> **Information shown**:
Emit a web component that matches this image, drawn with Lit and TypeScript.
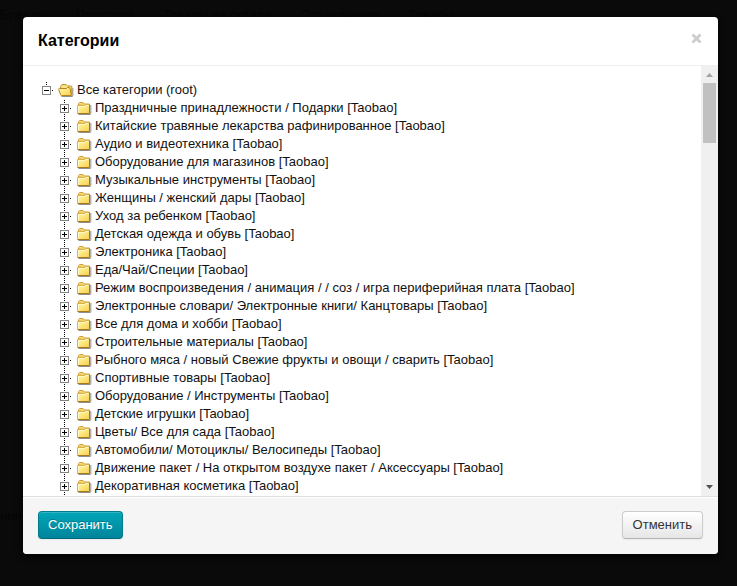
import { LitElement, html, css, svg } from "lit";
import { customElement, state } from "lit/decorators.js";

const CATEGORIES = [
  "Праздничные принадлежности / Подарки [Taobao]",
  "Китайские травяные лекарства рафинированное [Taobao]",
  "Аудио и видеотехника [Taobao]",
  "Оборудование для магазинов [Taobao]",
  "Музыкальные инструменты [Taobao]",
  "Женщины / женский дары [Taobao]",
  "Уход за ребенком [Taobao]",
  "Детская одежда и обувь [Taobao]",
  "Электроника [Taobao]",
  "Еда/Чай/Специи [Taobao]",
  "Режим воспроизведения / анимация / / соз / игра периферийная плата [Taobao]",
  "Электронные словари/ Электронные книги/ Канцтовары [Taobao]",
  "Все для дома и хобби [Taobao]",
  "Строительные материалы [Taobao]",
  "Рыбного мяса / новый Свежие фрукты и овощи / сварить [Taobao]",
  "Спортивные товары [Taobao]",
  "Оборудование / Инструменты [Taobao]",
  "Детские игрушки [Taobao]",
  "Цветы/ Все для сада [Taobao]",
  "Автомобили/ Мотоциклы/ Велосипеды [Taobao]",
  "Движение пакет / На открытом воздухе пакет / Аксессуары [Taobao]",
  "Декоративная косметика [Taobao]",
];

const gradient = svg`<defs><linearGradient id="g" x1="0" y1="0" x2="1" y2="1">
  <stop offset="0" stop-color="#fffbb0"/><stop offset="1" stop-color="#f8cf4c"/></linearGradient></defs>`;

const closedFolder = html`<svg class="icon" viewBox="0 0 16 16" aria-hidden="true">${gradient}
  <path d="M2.500 14.500h11.500q.8 0 .8-1V5" fill="none" stroke="#444" stroke-opacity=".6"/>
  <path d="M2.500 5V3.500l1-1H7l1 1.500h5.500V6Z" fill="#f6dc78" stroke="#cfa035"/>
  <path d="M1.500 5.500H8.500l1-1H13.500V13.500H2q-.5 0-.5-.5Z" fill="url(#g)"/>
  <path d="M1.500 13V5.500H8.500l1-1H13" fill="none" stroke="#dcb04a"/>
  <path d="M1.500 13.500H13.500V4.500" fill="none" stroke="#a87818"/>
  <path d="M2.500 12.500V6.500H9l1-1h2.500" fill="none" stroke="#fffbd0" stroke-opacity=".8"/></svg>`;

const openFolder = html`<svg class="icon" viewBox="0 0 16 16" aria-hidden="true">${gradient}
  <path d="M3.500 14.500h10.500q.8 0 .8-1V6" fill="none" stroke="#444" stroke-opacity=".6"/>
  <path d="M2.500 12.500V4.500l1.500-2h4L9.500 4H13q.8 0 .8 1v7.500Z" fill="#f7e28a" stroke="#c0901c"/>
  <path d="M.7 7.500q-.1-1 .8-1h7l1-1H11q.8 0 1 1l1.500 7H3.500q-.7 0-1-.8Z" fill="url(#g)" stroke="#b98519"/></svg>`;

const expander = (open: boolean, root: boolean) => html`<svg class="expander" viewBox="0 0 16 18" shape-rendering="crispEdges" aria-hidden="true">
  <path d="M7 1h1v1h-1zM7 3h1v1h-1zM13 9h1v1h-1z" fill="#000"/>
  ${root ? "" : svg`<path d="M7 15h1v1h-1zM7 17h1v1h-1z" fill="#000"/>`}
  <path d="M3.500 5.500h8v8h-8z" fill="#fff" stroke="#848484"/>
  <path d="M5 9h5v1h-5z" fill="#000"/>
  ${open ? "" : svg`<path d="M7 7h1v5h-1z" fill="#000"/>`}</svg>`;

@customElement("app-root")
export class AppRoot extends LitElement {
  @state() private expanded = true;

  static styles = css`
    :host {
      display: block;
      position: relative;
      box-sizing: border-box;
      height: 100vh;
      padding: 17px 19px 32px 23px;
      overflow: hidden;
      background: #0a0a0a;
      font: 13px/18px "Liberation Sans", Arial, sans-serif;
      color: #333;
    }
    .backdrop {
      position: absolute;
      inset: 0;
      color: #050507;
      font-size: 13px;
    }
    .tabs {
      display: flex;
      gap: 29px;
      padding-top: 6px;
      white-space: nowrap;
    }
    .caption {
      position: absolute;
      top: 507px;
      left: 0;
      font-size: 13px;
    }
    .modal {
      position: relative;
      display: flex;
      flex-direction: column;
      height: 100%;
      overflow: hidden;
      border-radius: 4px;
      background: #fff;
      box-shadow: 0 3px 7px #000;
    }
    .header {
      display: flex;
      justify-content: space-between;
      align-items: flex-start;
      padding: 12px 15px;
      border-bottom: 1px solid #eee;
    }
    h3 {
      margin: 0;
      font-size: 16px;
      line-height: 24px;
      color: #000;
    }
    button {
      font: inherit;
      cursor: pointer;
    }
    .close {
      display: block;
      margin-top: 3px;
      padding: 0;
      border: 0;
      background: none;
      line-height: 0;
    }
    .close svg {
      width: 13px;
      height: 13px;
    }
    .body {
      flex: 1;
      min-height: 0;
      display: flex;
    }
    .scroll {
      flex: 1;
      min-width: 0;
      overflow: auto;
      scrollbar-width: none;
      padding: 15px 16px 0;
    }
    ul {
      margin: 0;
      padding: 0;
      list-style: none;
    }
    ul ul {
      padding-left: 18px;
    }
    .node {
      display: flex;
      align-items: center;
      gap: 3px;
      height: 18px;
      padding: 0;
      border: 0;
      background: none;
      color: #111;
      white-space: nowrap;
    }
    .expander {
      width: 16px;
      height: 18px;
    }
    .icon {
      width: 16px;
      height: 16px;
    }
    .scrollbar {
      display: flex;
      flex-direction: column;
      width: 17px;
      background: #f0f0f0;
    }
    .scrollbar svg {
      width: 17px;
      height: 17px;
    }
    .track {
      flex: 1;
      padding: 0 2px;
    }
    .thumb {
      height: 60px;
      background: #c1c1c1;
    }
    .footer {
      display: flex;
      justify-content: space-between;
      padding: 14px 15px 15px;
      border-top: 1px solid #ddd;
      background: #f5f5f5;
      box-shadow: inset 0 1px 0 #fff;
    }
    .btn {
      height: 28px;
      padding: 0 10px;
      border: 1px solid #ccc;
      border-bottom-color: #b3b3b3;
      border-radius: 4px;
      background: linear-gradient(#fff, #e6e6e6);
      box-shadow: inset 0 1px 0 #fff, 0 1px 2px rgba(0, 0, 0, 0.05);
      color: #333;
    }
    .primary {
      padding: 0 9px;
      border-color: #007c8c;
      border-bottom-color: #00697c;
      background: linear-gradient(#00a5b8, #00859b);
      box-shadow: inset 0 1px 0 #33b5c3, 0 1px 2px rgba(0, 0, 0, 0.05);
      color: #fff;
      text-shadow: 0 -1px 0 rgba(0, 0, 0, 0.25);
    }
  `;

  render() {
    return html`
      <div class="backdrop" aria-hidden="true">
        <div class="tabs">
          <span>Бренды</span><span>Пристрой</span><span>Товары на складе</span><span>Ограничения</span><span>Товары</span>
        </div>
        <span class="caption">ния</span>
      </div>
      <section class="modal" role="dialog" aria-labelledby="title">
        <header class="header">
          <h3 id="title">Категории</h3>
          <button class="close" aria-label="Закрыть">
            <svg viewBox="0 0 13 13"><path d="M2.500 2.500l8 8M10.500 2.500l-8 8" stroke="#ccc" stroke-width="2.800"/></svg>
          </button>
        </header>
        <div class="body">
          <div class="scroll">
            <ul role="tree">
              <li role="treeitem" aria-expanded=${this.expanded}>
                <button class="node" @click=${() => (this.expanded = !this.expanded)}>
                  ${expander(this.expanded, true)}${openFolder}<span>Все категории (root)</span>
                </button>
                ${this.expanded
                  ? html`<ul role="group">
                      ${CATEGORIES.map(
                        (name) => html`<li role="treeitem">
                          <button class="node">${expander(false, false)}${closedFolder}<span>${name}</span></button>
                        </li>`
                      )}
                    </ul>`
                  : ""}
              </li>
            </ul>
          </div>
          <div class="scrollbar" aria-hidden="true">
            <svg viewBox="0 0 17 17"><path d="M5 11l3.500-4 3.500 4z" fill="#a3a3a3"/></svg>
            <div class="track"><div class="thumb"></div></div>
            <svg viewBox="0 0 17 17"><path d="M5 6l3.500 4L12 6z" fill="#505050"/></svg>
          </div>
        </div>
        <footer class="footer">
          <button class="btn primary">Сохранить</button>
          <button class="btn">Отменить</button>
        </footer>
      </section>
    `;
  }
}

> **What needs to be done**: From the listing above, copy all lines holding the word "this".

> **Answer in full**:
Emit a web component that matches this image, drawn with Lit and TypeScript.
              <li role="treeitem" aria-expanded=${this.expanded}>
                <button class="node" @click=${() => (this.expanded = !this.expanded)}>
                  ${expander(this.expanded, true)}${openFolder}<span>Все категории (root)</span>
                ${this.expanded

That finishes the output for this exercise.